Real Techniques Accent Brush: Now, I know I said that the last brush was tiny. But it has nothing on this one. This one is really really really tiny. I love this one to apply eyeshadow to the lower lashline and to highlight the inner corner of the eye. It could also be used for the same things as the last one.
Real Techniques Crease Brush: This is a large dense rounded eyebrush. It’s great for blending out eyeshadow and I also like it to apply cream eyeshadows to the crease. It fits pretty nicely in the crease so it’s great to use there for applying or blending. Because it’s a buffing brush it’s also pretty great for blending concealer.

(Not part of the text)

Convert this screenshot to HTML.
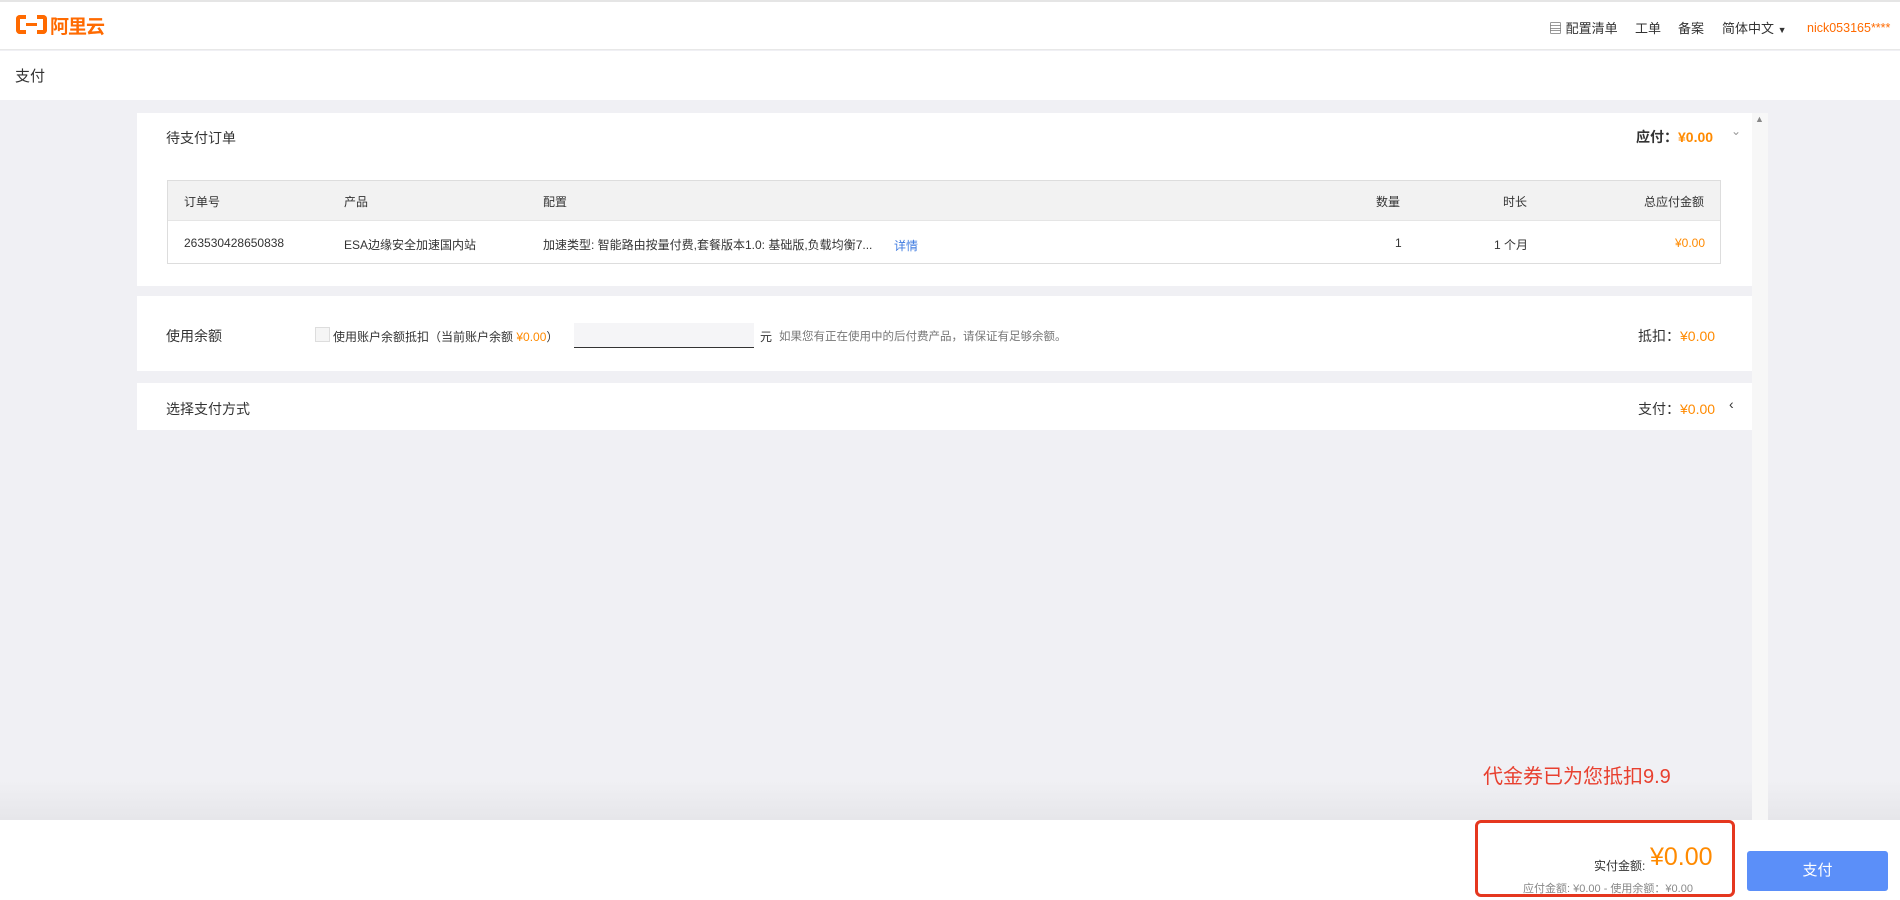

Real Techniques Duo-Fiber Eye Brush: I love love love this brush to blend eyeshadow, on the lid, in the crease and on the lower lashline. It’s also good for applying a light wash of color in the crease. Like the other Duo-Fiber brushes it’s denser at the bottom and very loose at the top. Super soft and great for blending.
Real Techniques base shadow brush: These are my favorite eyeshadow brushes. They’re great for applying eyeshadow all over the lid, in the crease, blending, applying or blending on the lower lashline, all depending on how you turn them. They’re flat and tapered to the point so they’ve got so many sides to use for different thing. They’re also rather fluffy so they’re nice and soft on the eyes.
- Real Techniques Angled Eyeshadow Brush: This one is angled and fluffy. It also has a lot of uses. I mainly use this one to apply eyeshadow in the crease and to blend.
The Body Shop Eyeshadow Brush: My last brush and my only non-real techniques brush. This is your basic average flat eyeshadow brush. It’s absolutely amazing for patting eyeshadow all over the lid. It can also be used in all kinds of detail work all over the face.
So that’s that! Those are all my brushes!
Remember that these are only suggestions. The most important thing is to experiment and find out how to make your brushes work best for you. If you have that one eyeshadow brush which makes your foundation look amazing go for it! It’ll take you forever but if you’re up for that it’s your choice! There are no rules.
What are your favorite brushes? Do you have a weird way to use a brush you own? Do share!